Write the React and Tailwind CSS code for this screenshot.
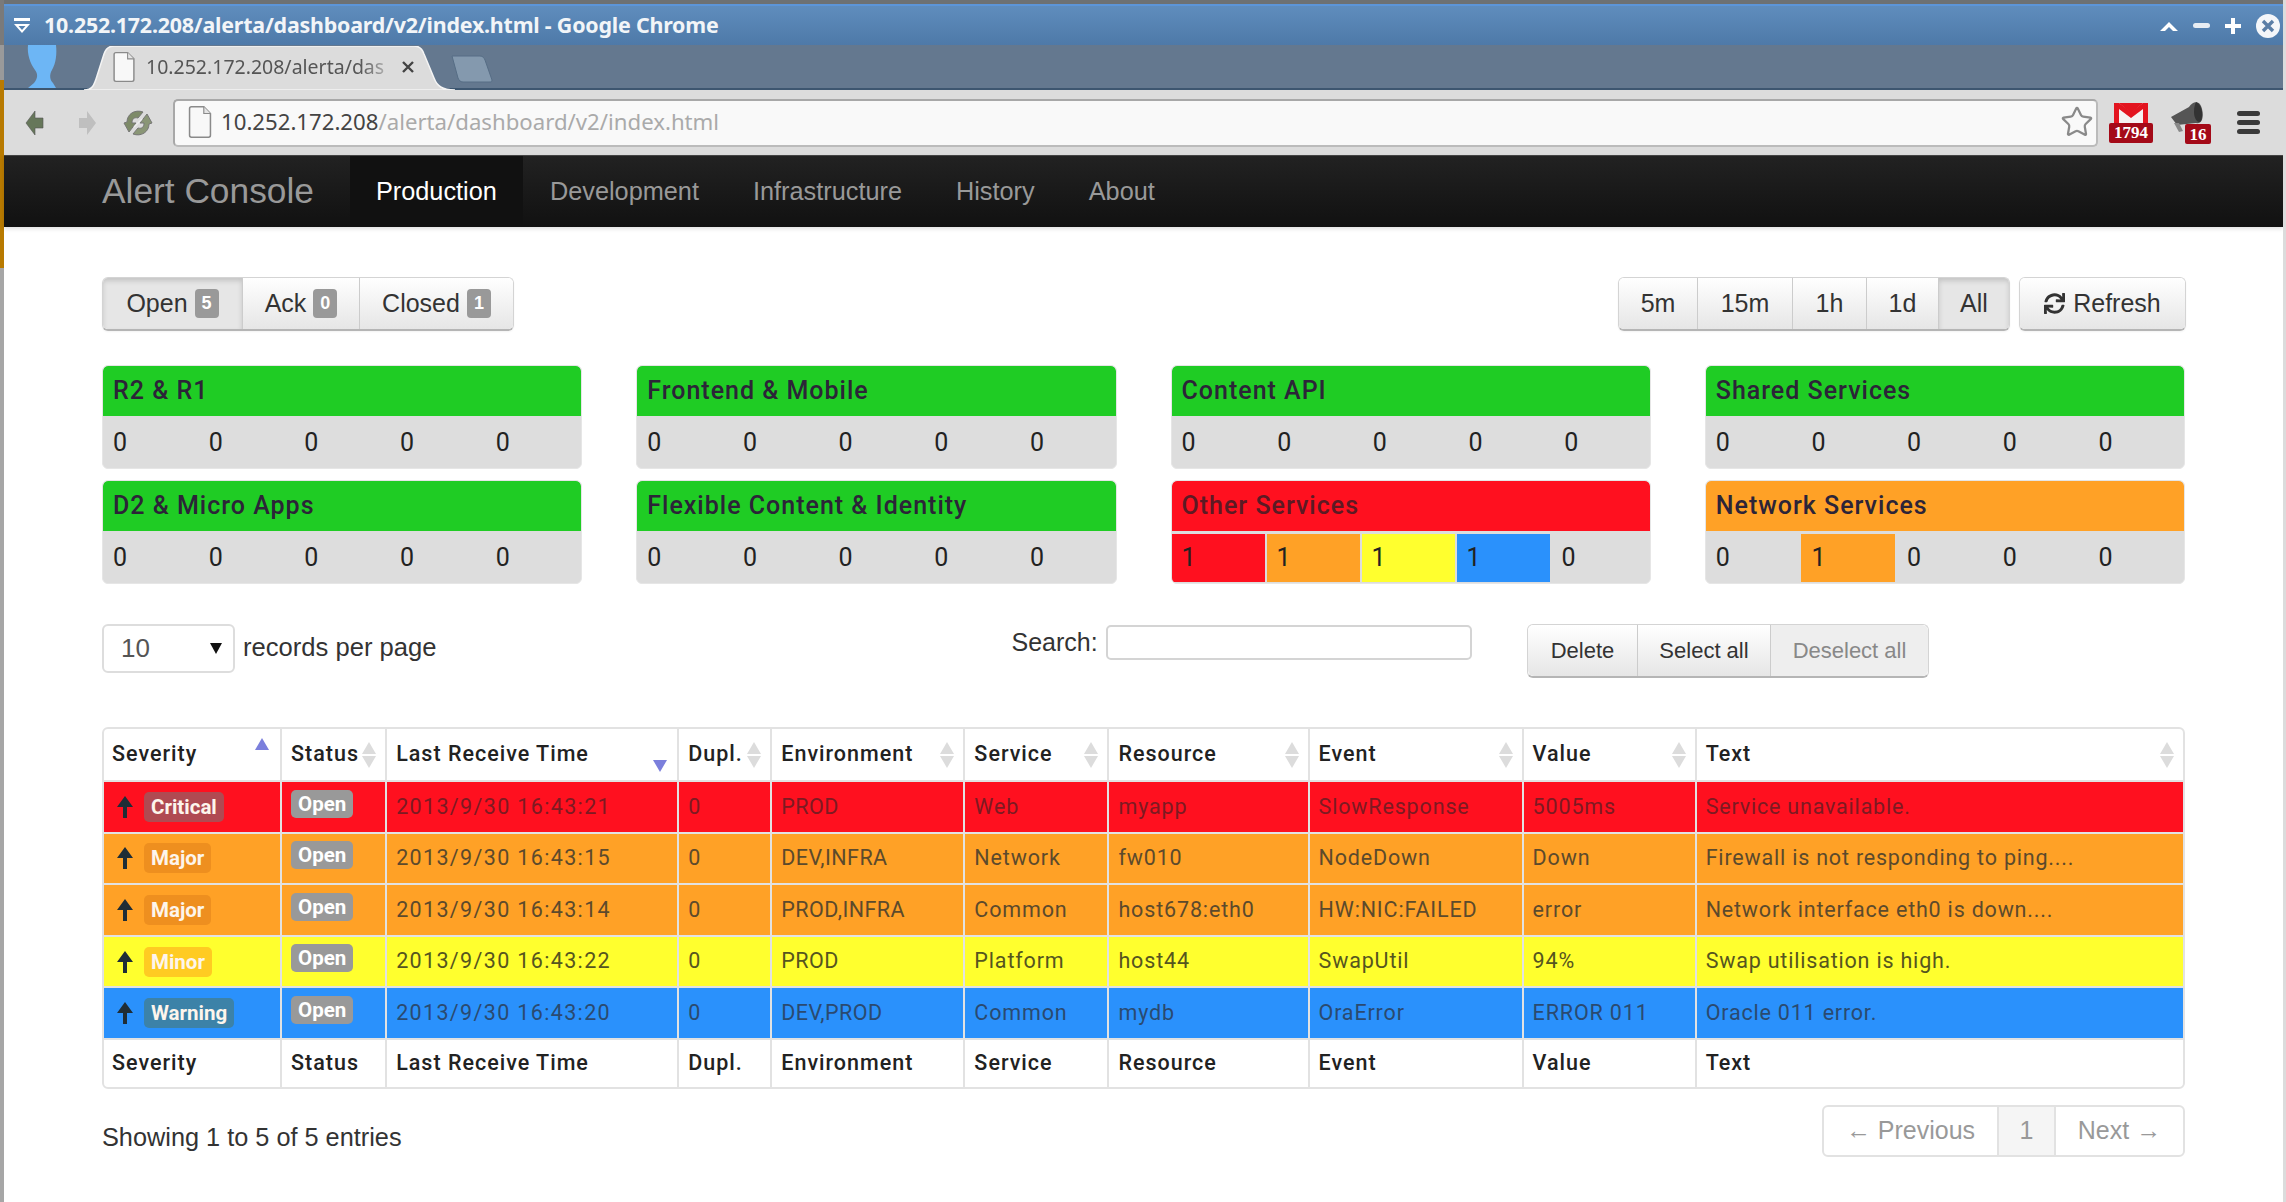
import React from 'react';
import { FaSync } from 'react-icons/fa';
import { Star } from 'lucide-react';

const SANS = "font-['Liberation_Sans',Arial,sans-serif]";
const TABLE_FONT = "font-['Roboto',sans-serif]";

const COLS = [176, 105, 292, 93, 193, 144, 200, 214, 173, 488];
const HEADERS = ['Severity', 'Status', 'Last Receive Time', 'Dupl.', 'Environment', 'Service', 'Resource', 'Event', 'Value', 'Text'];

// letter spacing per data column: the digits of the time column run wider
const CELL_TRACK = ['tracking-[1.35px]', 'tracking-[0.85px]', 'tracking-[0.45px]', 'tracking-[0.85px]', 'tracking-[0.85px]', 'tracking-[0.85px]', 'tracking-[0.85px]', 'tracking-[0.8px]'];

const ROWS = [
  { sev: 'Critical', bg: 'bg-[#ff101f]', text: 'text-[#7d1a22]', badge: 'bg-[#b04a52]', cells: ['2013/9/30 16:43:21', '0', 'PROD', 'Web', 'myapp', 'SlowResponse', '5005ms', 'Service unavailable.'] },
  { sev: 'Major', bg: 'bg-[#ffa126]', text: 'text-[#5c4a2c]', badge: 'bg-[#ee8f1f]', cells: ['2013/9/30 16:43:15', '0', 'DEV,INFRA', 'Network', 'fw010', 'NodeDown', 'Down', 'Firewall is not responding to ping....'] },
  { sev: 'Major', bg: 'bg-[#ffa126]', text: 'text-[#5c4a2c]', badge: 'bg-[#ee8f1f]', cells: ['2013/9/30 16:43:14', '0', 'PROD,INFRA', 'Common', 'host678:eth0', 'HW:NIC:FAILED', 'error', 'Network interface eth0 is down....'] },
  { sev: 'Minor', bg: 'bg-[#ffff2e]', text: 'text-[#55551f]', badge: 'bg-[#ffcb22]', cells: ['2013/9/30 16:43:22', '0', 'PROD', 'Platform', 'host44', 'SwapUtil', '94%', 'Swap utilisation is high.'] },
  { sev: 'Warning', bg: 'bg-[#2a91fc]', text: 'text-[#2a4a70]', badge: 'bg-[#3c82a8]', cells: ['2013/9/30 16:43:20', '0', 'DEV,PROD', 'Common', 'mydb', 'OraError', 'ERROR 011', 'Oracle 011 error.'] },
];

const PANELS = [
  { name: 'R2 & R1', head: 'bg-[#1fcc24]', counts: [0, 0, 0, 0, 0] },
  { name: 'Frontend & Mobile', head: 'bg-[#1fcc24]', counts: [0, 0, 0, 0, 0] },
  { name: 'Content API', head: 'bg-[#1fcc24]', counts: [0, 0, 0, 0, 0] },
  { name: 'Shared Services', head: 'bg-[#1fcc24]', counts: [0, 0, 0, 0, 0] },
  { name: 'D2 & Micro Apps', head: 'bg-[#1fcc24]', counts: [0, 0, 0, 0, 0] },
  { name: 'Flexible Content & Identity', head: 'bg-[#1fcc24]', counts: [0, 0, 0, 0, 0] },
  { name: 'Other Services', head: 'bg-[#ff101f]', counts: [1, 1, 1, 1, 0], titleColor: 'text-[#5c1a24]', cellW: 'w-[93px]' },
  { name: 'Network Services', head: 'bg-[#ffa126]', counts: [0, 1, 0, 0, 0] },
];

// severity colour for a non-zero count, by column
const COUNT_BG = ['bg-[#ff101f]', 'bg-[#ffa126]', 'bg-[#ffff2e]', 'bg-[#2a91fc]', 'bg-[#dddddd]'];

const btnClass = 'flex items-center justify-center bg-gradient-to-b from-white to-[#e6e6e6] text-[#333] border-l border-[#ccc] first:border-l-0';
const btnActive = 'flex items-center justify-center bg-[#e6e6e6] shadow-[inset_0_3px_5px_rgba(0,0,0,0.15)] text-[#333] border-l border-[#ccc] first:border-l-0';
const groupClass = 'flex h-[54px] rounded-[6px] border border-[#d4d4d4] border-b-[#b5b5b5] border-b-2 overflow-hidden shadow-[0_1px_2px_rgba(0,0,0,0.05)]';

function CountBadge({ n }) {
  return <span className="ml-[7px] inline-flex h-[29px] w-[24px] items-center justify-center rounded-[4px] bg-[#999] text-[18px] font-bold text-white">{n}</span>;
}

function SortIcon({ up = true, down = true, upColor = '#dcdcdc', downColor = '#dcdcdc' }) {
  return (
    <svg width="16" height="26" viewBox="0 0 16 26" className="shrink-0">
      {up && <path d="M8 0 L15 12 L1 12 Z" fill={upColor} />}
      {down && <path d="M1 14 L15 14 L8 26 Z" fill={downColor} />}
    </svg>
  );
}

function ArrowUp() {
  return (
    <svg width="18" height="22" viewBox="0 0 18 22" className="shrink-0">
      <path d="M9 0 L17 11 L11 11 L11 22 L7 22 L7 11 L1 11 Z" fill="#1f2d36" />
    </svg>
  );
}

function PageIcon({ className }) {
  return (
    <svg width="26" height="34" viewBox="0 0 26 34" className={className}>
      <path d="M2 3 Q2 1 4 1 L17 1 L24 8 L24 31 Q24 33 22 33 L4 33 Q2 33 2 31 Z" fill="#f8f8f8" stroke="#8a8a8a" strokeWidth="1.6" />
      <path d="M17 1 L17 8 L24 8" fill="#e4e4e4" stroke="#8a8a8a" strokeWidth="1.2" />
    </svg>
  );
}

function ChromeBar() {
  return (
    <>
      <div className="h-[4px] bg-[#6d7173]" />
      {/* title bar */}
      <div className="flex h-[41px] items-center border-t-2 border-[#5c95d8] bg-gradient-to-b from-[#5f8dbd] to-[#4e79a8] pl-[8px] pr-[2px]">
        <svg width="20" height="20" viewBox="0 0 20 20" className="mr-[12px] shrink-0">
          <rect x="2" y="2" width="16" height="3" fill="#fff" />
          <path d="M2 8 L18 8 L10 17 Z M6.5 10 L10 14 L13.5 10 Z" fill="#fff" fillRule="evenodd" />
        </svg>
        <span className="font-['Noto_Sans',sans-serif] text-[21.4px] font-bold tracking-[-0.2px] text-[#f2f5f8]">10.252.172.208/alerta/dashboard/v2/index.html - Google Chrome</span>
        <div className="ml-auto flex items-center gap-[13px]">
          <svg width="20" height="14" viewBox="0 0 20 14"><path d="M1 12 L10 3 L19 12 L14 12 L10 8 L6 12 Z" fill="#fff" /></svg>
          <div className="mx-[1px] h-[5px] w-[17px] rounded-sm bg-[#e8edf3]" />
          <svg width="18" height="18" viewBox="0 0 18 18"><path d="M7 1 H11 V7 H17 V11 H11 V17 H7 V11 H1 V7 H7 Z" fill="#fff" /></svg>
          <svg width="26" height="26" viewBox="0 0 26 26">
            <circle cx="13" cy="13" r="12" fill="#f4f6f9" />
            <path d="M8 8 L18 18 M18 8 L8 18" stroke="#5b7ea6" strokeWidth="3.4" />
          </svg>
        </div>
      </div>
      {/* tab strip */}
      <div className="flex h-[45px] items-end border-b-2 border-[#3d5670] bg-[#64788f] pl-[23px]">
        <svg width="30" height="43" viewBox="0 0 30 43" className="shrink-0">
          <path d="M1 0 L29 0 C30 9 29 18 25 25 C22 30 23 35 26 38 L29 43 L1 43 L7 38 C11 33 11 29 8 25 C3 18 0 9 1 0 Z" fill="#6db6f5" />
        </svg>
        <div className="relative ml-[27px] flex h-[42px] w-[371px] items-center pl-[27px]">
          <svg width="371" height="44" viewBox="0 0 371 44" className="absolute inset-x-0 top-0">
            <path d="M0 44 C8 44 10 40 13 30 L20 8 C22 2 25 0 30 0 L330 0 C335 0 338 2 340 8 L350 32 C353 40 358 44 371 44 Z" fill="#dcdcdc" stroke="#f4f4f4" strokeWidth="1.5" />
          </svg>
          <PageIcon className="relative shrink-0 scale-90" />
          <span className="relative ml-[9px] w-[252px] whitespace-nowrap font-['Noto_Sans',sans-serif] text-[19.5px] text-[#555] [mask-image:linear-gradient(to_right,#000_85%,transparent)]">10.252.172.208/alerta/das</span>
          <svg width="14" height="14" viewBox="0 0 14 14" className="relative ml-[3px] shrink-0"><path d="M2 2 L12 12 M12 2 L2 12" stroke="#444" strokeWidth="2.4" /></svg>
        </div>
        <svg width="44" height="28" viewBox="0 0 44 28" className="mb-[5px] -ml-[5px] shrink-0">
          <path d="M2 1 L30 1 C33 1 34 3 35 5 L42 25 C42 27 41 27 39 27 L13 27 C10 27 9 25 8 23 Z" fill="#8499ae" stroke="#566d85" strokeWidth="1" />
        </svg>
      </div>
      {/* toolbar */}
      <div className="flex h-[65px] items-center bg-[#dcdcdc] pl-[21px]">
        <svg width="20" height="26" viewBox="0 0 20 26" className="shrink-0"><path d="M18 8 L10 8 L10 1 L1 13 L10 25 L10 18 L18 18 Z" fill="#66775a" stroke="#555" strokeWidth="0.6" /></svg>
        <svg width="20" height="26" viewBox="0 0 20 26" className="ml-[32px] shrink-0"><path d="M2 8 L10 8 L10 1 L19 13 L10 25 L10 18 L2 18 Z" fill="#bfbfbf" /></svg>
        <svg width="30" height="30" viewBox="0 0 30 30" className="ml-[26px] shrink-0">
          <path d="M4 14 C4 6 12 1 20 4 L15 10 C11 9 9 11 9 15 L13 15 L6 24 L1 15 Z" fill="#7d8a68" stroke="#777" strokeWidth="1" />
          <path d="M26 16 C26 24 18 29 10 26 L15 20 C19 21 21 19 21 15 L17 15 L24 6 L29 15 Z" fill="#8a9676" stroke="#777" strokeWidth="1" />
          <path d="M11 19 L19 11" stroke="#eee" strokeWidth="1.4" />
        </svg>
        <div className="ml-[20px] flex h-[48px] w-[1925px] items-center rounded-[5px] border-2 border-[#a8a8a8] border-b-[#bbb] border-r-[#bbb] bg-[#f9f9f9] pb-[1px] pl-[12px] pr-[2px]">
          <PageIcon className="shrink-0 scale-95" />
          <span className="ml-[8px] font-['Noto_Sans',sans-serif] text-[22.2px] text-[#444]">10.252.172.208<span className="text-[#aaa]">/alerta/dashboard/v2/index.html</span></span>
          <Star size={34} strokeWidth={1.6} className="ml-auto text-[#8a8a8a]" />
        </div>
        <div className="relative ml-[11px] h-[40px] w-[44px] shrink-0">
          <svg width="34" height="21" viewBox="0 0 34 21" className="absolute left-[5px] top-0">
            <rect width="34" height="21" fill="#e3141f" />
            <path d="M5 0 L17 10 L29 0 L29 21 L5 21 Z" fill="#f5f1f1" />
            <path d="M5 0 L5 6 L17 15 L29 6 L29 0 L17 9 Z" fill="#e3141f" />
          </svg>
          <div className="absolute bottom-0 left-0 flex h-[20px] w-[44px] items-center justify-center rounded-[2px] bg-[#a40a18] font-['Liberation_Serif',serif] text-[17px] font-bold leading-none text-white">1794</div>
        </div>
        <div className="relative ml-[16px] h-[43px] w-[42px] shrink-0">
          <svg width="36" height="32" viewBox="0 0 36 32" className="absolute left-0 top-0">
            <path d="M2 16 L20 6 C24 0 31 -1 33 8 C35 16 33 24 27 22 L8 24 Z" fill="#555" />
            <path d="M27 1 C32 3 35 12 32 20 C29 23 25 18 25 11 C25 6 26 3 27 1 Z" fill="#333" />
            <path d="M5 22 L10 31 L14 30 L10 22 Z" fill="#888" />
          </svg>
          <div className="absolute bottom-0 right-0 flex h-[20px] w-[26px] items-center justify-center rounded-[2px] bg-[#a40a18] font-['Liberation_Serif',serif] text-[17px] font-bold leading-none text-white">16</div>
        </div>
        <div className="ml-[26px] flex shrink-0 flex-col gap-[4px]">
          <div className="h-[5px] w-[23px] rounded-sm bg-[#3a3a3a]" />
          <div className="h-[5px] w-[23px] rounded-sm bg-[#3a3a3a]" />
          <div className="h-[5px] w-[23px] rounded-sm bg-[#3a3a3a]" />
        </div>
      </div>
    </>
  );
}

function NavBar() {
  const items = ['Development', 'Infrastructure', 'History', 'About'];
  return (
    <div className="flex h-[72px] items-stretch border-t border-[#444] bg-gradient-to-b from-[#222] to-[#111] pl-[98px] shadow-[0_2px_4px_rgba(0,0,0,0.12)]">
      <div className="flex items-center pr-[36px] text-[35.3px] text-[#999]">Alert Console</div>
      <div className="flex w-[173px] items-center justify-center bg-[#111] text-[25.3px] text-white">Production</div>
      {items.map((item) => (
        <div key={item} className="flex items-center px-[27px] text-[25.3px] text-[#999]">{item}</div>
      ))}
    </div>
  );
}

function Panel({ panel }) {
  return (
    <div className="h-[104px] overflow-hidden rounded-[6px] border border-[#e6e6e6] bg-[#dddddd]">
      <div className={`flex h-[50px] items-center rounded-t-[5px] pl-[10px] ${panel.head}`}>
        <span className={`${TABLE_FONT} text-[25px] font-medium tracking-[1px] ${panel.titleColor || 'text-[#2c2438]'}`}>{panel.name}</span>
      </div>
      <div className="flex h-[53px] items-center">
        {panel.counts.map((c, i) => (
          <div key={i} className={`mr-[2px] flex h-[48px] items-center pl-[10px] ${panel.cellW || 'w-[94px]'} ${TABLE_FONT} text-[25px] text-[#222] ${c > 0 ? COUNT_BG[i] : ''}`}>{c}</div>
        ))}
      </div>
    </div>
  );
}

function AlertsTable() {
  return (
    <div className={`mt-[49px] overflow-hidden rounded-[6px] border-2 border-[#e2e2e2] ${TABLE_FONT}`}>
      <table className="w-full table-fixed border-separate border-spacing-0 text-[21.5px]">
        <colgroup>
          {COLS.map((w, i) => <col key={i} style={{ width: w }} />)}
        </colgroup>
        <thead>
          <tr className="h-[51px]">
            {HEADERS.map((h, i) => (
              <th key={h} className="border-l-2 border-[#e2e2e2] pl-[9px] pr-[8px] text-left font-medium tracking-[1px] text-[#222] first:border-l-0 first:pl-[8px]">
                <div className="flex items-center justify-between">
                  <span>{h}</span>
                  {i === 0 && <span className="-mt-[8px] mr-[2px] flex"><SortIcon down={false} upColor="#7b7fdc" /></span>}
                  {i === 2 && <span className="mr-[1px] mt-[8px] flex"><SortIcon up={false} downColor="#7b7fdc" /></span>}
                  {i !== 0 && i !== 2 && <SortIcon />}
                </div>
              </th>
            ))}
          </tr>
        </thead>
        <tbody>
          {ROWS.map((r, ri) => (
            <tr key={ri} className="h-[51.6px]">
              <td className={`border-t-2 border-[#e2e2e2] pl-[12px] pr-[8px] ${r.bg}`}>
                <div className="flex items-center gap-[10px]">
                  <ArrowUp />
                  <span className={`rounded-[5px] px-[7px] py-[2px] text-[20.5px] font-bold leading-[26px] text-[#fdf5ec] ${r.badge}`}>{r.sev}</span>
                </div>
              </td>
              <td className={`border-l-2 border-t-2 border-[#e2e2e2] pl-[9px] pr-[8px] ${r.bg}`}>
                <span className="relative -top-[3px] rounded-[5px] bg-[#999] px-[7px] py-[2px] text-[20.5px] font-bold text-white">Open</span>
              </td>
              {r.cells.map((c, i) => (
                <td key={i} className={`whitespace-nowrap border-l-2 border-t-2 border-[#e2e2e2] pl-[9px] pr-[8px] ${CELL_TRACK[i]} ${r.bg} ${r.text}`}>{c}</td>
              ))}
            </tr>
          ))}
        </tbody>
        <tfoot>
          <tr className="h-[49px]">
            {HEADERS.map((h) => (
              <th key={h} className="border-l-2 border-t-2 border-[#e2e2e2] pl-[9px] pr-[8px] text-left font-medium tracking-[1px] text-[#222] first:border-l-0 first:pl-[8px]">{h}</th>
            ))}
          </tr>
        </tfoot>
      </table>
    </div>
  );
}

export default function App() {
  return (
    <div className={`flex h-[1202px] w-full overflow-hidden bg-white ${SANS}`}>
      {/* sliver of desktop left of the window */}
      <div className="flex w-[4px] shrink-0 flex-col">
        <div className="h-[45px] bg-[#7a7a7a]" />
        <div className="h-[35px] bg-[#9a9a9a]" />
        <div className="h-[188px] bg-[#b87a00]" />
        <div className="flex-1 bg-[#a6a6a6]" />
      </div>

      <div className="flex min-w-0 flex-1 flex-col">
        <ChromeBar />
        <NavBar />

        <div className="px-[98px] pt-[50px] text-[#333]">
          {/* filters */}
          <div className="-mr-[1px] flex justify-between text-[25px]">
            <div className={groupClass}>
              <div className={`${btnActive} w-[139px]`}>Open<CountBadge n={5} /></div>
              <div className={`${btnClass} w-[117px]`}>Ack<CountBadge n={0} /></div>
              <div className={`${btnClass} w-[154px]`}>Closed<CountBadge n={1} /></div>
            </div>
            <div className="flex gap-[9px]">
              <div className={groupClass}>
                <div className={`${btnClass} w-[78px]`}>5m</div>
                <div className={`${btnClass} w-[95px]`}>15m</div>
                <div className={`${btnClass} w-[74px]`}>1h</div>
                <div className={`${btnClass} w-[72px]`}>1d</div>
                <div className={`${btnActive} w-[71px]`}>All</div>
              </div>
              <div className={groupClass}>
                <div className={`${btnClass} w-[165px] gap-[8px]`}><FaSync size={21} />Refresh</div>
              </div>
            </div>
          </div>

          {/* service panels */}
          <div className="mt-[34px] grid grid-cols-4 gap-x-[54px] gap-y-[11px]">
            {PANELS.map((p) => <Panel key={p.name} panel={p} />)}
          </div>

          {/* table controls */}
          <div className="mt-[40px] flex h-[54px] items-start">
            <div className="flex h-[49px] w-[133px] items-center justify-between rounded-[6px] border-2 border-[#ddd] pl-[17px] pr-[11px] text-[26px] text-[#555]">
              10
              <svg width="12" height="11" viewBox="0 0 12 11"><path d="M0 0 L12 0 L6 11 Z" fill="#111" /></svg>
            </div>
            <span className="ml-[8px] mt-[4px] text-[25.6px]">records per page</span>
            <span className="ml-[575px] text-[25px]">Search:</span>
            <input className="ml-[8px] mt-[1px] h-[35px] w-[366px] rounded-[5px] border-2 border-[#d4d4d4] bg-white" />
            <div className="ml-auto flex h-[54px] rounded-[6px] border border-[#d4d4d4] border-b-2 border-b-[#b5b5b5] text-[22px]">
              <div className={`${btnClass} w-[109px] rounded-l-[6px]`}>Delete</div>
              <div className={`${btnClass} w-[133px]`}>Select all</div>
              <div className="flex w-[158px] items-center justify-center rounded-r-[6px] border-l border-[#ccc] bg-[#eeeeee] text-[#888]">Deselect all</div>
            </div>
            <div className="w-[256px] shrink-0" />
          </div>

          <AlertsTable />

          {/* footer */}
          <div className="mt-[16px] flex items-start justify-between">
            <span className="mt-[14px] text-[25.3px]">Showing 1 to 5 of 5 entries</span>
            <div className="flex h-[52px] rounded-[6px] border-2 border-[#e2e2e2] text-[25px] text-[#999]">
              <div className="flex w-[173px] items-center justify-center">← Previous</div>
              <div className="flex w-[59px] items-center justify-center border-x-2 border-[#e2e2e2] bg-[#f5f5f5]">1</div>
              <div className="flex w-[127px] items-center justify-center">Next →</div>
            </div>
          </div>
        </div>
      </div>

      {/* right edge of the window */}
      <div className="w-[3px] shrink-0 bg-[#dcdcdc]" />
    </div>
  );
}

#### Task directions
From the first line above through the line containing "const HEADERS = ['Severity', 'Status', 'Last", copy everything exactly, without the pictures.

#### Full solution
Write the React and Tailwind CSS code for this screenshot.
import React from 'react';
import { FaSync } from 'react-icons/fa';
import { Star } from 'lucide-react';

const SANS = "font-['Liberation_Sans',Arial,sans-serif]";
const TABLE_FONT = "font-['Roboto',sans-serif]";

const COLS = [176, 105, 292, 93, 193, 144, 200, 214, 173, 488];
const HEADERS = ['Severity', 'Status', 'Last Receive Time', 'Dupl.', 'Environment', 'Service', 'Resource', 'Event', 'Value', 'Text'];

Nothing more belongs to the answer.